-- Start of DATASET CONTENT --
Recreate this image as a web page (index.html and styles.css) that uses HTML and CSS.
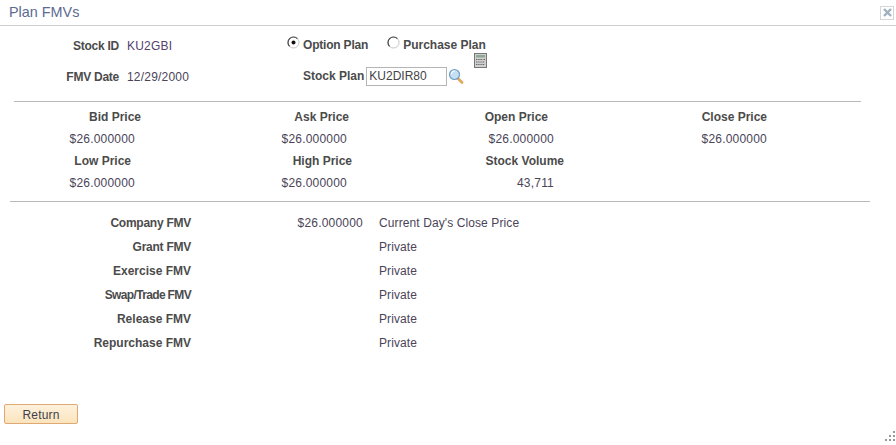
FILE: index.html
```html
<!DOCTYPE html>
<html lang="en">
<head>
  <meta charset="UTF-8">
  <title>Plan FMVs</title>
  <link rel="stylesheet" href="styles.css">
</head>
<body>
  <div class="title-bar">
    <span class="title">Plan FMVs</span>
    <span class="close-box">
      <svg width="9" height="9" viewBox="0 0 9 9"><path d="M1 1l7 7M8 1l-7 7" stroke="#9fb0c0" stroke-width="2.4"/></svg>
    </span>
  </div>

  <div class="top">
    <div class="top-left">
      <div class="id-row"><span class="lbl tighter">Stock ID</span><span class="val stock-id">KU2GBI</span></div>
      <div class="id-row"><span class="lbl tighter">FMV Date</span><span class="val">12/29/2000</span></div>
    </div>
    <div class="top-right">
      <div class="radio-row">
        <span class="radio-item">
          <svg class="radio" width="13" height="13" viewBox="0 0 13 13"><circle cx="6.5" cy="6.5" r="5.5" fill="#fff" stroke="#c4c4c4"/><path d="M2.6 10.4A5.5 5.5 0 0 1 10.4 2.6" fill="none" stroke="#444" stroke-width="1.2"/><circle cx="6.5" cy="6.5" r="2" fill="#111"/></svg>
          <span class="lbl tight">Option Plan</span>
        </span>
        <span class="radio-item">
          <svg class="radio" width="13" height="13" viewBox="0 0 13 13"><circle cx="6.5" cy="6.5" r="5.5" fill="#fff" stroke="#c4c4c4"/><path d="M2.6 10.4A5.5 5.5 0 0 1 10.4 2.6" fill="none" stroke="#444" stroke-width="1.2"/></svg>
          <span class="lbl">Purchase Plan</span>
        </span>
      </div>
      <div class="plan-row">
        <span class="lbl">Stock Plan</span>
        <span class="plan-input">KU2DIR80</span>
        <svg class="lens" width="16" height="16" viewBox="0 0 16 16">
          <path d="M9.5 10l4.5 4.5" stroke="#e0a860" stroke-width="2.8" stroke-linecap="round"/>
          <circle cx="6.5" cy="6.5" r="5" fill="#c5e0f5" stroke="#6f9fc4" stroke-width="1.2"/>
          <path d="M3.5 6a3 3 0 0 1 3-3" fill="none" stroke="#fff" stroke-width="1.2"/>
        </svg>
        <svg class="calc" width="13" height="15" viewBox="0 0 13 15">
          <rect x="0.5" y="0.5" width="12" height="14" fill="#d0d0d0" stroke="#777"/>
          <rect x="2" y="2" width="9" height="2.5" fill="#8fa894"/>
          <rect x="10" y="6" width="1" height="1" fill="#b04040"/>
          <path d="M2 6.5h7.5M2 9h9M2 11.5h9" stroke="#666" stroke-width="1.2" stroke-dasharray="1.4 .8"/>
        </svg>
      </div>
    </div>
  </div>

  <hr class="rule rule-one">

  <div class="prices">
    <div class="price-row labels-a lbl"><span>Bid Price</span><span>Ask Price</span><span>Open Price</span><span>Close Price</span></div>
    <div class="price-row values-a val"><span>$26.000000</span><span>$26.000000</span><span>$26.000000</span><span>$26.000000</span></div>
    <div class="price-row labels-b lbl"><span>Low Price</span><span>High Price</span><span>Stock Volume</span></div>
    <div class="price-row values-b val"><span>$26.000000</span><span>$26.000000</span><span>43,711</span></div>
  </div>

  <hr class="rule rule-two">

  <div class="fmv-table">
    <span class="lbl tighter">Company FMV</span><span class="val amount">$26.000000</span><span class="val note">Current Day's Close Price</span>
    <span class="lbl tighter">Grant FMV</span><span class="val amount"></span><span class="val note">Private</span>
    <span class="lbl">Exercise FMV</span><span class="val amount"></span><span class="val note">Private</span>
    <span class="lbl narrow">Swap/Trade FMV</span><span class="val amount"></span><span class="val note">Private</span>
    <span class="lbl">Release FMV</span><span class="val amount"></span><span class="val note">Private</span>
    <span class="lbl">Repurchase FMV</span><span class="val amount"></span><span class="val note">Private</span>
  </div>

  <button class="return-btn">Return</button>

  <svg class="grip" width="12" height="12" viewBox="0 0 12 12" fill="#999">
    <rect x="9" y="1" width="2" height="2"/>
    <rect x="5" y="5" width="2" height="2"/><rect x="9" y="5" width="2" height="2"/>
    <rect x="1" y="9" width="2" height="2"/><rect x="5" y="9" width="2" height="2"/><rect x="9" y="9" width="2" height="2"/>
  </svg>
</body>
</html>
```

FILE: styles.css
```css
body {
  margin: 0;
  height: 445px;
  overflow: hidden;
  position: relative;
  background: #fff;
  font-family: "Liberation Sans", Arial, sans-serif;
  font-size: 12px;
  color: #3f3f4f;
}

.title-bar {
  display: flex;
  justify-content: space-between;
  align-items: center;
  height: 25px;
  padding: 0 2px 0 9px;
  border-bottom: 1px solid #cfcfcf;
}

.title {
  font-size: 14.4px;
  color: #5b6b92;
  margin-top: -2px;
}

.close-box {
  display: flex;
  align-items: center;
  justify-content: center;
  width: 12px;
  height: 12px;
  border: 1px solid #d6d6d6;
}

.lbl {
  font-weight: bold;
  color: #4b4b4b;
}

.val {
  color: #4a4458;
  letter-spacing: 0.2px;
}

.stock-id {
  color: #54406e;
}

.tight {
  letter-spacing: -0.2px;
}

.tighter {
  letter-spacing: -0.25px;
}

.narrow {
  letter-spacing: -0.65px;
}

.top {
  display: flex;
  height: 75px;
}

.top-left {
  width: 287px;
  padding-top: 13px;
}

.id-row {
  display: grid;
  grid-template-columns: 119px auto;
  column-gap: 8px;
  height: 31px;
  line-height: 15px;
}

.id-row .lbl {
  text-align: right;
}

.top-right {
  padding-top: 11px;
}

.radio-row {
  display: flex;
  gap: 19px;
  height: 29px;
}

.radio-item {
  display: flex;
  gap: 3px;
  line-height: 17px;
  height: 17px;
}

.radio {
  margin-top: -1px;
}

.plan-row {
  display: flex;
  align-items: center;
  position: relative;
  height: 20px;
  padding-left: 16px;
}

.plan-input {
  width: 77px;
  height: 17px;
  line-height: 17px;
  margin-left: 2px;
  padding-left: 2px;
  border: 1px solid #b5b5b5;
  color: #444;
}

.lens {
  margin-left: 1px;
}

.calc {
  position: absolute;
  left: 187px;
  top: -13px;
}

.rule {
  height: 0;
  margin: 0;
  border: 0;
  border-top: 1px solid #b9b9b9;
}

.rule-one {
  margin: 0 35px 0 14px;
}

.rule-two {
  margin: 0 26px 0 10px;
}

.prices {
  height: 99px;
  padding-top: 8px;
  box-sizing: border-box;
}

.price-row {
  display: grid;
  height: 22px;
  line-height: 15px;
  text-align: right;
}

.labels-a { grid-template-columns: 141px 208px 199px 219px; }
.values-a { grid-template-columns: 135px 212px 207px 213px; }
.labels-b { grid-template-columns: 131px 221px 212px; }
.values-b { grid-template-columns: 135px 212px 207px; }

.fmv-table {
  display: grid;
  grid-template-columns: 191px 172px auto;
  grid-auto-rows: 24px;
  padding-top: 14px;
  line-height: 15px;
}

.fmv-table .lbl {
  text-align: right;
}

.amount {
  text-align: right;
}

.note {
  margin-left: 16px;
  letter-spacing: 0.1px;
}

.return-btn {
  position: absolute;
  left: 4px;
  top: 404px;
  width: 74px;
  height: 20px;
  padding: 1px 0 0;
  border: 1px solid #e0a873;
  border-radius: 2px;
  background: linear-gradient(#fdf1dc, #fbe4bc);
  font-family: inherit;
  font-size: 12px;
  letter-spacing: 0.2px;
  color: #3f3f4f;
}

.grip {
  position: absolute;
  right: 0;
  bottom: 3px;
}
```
-- End of DATASET CONTENT --
* TASK INSTRUCTIONS
Copy each line in full and exactly, omitting any picture.

* FINAL ANSWER
Recreate this image as a web page (index.html and styles.css) that uses HTML and CSS.
FILE: index.html
```html
<!DOCTYPE html>
<html lang="en">
<head>
  <meta charset="UTF-8">
  <title>Plan FMVs</title>
  <link rel="stylesheet" href="styles.css">
</head>
<body>
  <div class="title-bar">
    <span class="title">Plan FMVs</span>
    <span class="close-box">
      <svg width="9" height="9" viewBox="0 0 9 9"><path d="M1 1l7 7M8 1l-7 7" stroke="#9fb0c0" stroke-width="2.4"/></svg>
    </span>
  </div>

  <div class="top">
    <div class="top-left">
      <div class="id-row"><span class="lbl tighter">Stock ID</span><span class="val stock-id">KU2GBI</span></div>
      <div class="id-row"><span class="lbl tighter">FMV Date</span><span class="val">12/29/2000</span></div>
    </div>
    <div class="top-right">
      <div class="radio-row">
        <span class="radio-item">
          <svg class="radio" width="13" height="13" viewBox="0 0 13 13"><circle cx="6.5" cy="6.5" r="5.5" fill="#fff" stroke="#c4c4c4"/><path d="M2.6 10.4A5.5 5.5 0 0 1 10.4 2.6" fill="none" stroke="#444" stroke-width="1.2"/><circle cx="6.5" cy="6.5" r="2" fill="#111"/></svg>
          <span class="lbl tight">Option Plan</span>
        </span>
        <span class="radio-item">
          <svg class="radio" width="13" height="13" viewBox="0 0 13 13"><circle cx="6.5" cy="6.5" r="5.5" fill="#fff" stroke="#c4c4c4"/><path d="M2.6 10.4A5.5 5.5 0 0 1 10.4 2.6" fill="none" stroke="#444" stroke-width="1.2"/></svg>
          <span class="lbl">Purchase Plan</span>
        </span>
      </div>
      <div class="plan-row">
        <span class="lbl">Stock Plan</span>
        <span class="plan-input">KU2DIR80</span>
        <svg class="lens" width="16" height="16" viewBox="0 0 16 16">
          <path d="M9.5 10l4.5 4.5" stroke="#e0a860" stroke-width="2.8" stroke-linecap="round"/>
          <circle cx="6.5" cy="6.5" r="5" fill="#c5e0f5" stroke="#6f9fc4" stroke-width="1.2"/>
          <path d="M3.5 6a3 3 0 0 1 3-3" fill="none" stroke="#fff" stroke-width="1.2"/>
        </svg>
        <svg class="calc" width="13" height="15" viewBox="0 0 13 15">
          <rect x="0.5" y="0.5" width="12" height="14" fill="#d0d0d0" stroke="#777"/>
          <rect x="2" y="2" width="9" height="2.5" fill="#8fa894"/>
          <rect x="10" y="6" width="1" height="1" fill="#b04040"/>
          <path d="M2 6.5h7.5M2 9h9M2 11.5h9" stroke="#666" stroke-width="1.2" stroke-dasharray="1.4 .8"/>
        </svg>
      </div>
    </div>
  </div>

  <hr class="rule rule-one">

  <div class="prices">
    <div class="price-row labels-a lbl"><span>Bid Price</span><span>Ask Price</span><span>Open Price</span><span>Close Price</span></div>
    <div class="price-row values-a val"><span>$26.000000</span><span>$26.000000</span><span>$26.000000</span><span>$26.000000</span></div>
    <div class="price-row labels-b lbl"><span>Low Price</span><span>High Price</span><span>Stock Volume</span></div>
    <div class="price-row values-b val"><span>$26.000000</span><span>$26.000000</span><span>43,711</span></div>
  </div>

  <hr class="rule rule-two">

  <div class="fmv-table">
    <span class="lbl tighter">Company FMV</span><span class="val amount">$26.000000</span><span class="val note">Current Day's Close Price</span>
    <span class="lbl tighter">Grant FMV</span><span class="val amount"></span><span class="val note">Private</span>
    <span class="lbl">Exercise FMV</span><span class="val amount"></span><span class="val note">Private</span>
    <span class="lbl narrow">Swap/Trade FMV</span><span class="val amount"></span><span class="val note">Private</span>
    <span class="lbl">Release FMV</span><span class="val amount"></span><span class="val note">Private</span>
    <span class="lbl">Repurchase FMV</span><span class="val amount"></span><span class="val note">Private</span>
  </div>

  <button class="return-btn">Return</button>

  <svg class="grip" width="12" height="12" viewBox="0 0 12 12" fill="#999">
    <rect x="9" y="1" width="2" height="2"/>
    <rect x="5" y="5" width="2" height="2"/><rect x="9" y="5" width="2" height="2"/>
    <rect x="1" y="9" width="2" height="2"/><rect x="5" y="9" width="2" height="2"/><rect x="9" y="9" width="2" height="2"/>
  </svg>
</body>
</html>
```

FILE: styles.css
```css
body {
  margin: 0;
  height: 445px;
  overflow: hidden;
  position: relative;
  background: #fff;
  font-family: "Liberation Sans", Arial, sans-serif;
  font-size: 12px;
  color: #3f3f4f;
}

.title-bar {
  display: flex;
  justify-content: space-between;
  align-items: center;
  height: 25px;
  padding: 0 2px 0 9px;
  border-bottom: 1px solid #cfcfcf;
}

.title {
  font-size: 14.4px;
  color: #5b6b92;
  margin-top: -2px;
}

.close-box {
  display: flex;
  align-items: center;
  justify-content: center;
  width: 12px;
  height: 12px;
  border: 1px solid #d6d6d6;
}

.lbl {
  font-weight: bold;
  color: #4b4b4b;
}

.val {
  color: #4a4458;
  letter-spacing: 0.2px;
}

.stock-id {
  color: #54406e;
}

.tight {
  letter-spacing: -0.2px;
}

.tighter {
  letter-spacing: -0.25px;
}

.narrow {
  letter-spacing: -0.65px;
}

.top {
  display: flex;
  height: 75px;
}

.top-left {
  width: 287px;
  padding-top: 13px;
}

.id-row {
  display: grid;
  grid-template-columns: 119px auto;
  column-gap: 8px;
  height: 31px;
  line-height: 15px;
}

.id-row .lbl {
  text-align: right;
}

.top-right {
  padding-top: 11px;
}

.radio-row {
  display: flex;
  gap: 19px;
  height: 29px;
}

.radio-item {
  display: flex;
  gap: 3px;
  line-height: 17px;
  height: 17px;
}

.radio {
  margin-top: -1px;
}

.plan-row {
  display: flex;
  align-items: center;
  position: relative;
  height: 20px;
  padding-left: 16px;
}

.plan-input {
  width: 77px;
  height: 17px;
  line-height: 17px;
  margin-left: 2px;
  padding-left: 2px;
  border: 1px solid #b5b5b5;
  color: #444;
}

.lens {
  margin-left: 1px;
}

.calc {
  position: absolute;
  left: 187px;
  top: -13px;
}

.rule {
  height: 0;
  margin: 0;
  border: 0;
  border-top: 1px solid #b9b9b9;
}

.rule-one {
  margin: 0 35px 0 14px;
}

.rule-two {
  margin: 0 26px 0 10px;
}

.prices {
  height: 99px;
  padding-top: 8px;
  box-sizing: border-box;
}

.price-row {
  display: grid;
  height: 22px;
  line-height: 15px;
  text-align: right;
}

.labels-a { grid-template-columns: 141px 208px 199px 219px; }
.values-a { grid-template-columns: 135px 212px 207px 213px; }
.labels-b { grid-template-columns: 131px 221px 212px; }
.values-b { grid-template-columns: 135px 212px 207px; }

.fmv-table {
  display: grid;
  grid-template-columns: 191px 172px auto;
  grid-auto-rows: 24px;
  padding-top: 14px;
  line-height: 15px;
}

.fmv-table .lbl {
  text-align: right;
}

.amount {
  text-align: right;
}

.note {
  margin-left: 16px;
  letter-spacing: 0.1px;
}

.return-btn {
  position: absolute;
  left: 4px;
  top: 404px;
  width: 74px;
  height: 20px;
  padding: 1px 0 0;
  border: 1px solid #e0a873;
  border-radius: 2px;
  background: linear-gradient(#fdf1dc, #fbe4bc);
  font-family: inherit;
  font-size: 12px;
  letter-spacing: 0.2px;
  color: #3f3f4f;
}

.grip {
  position: absolute;
  right: 0;
  bottom: 3px;
}
```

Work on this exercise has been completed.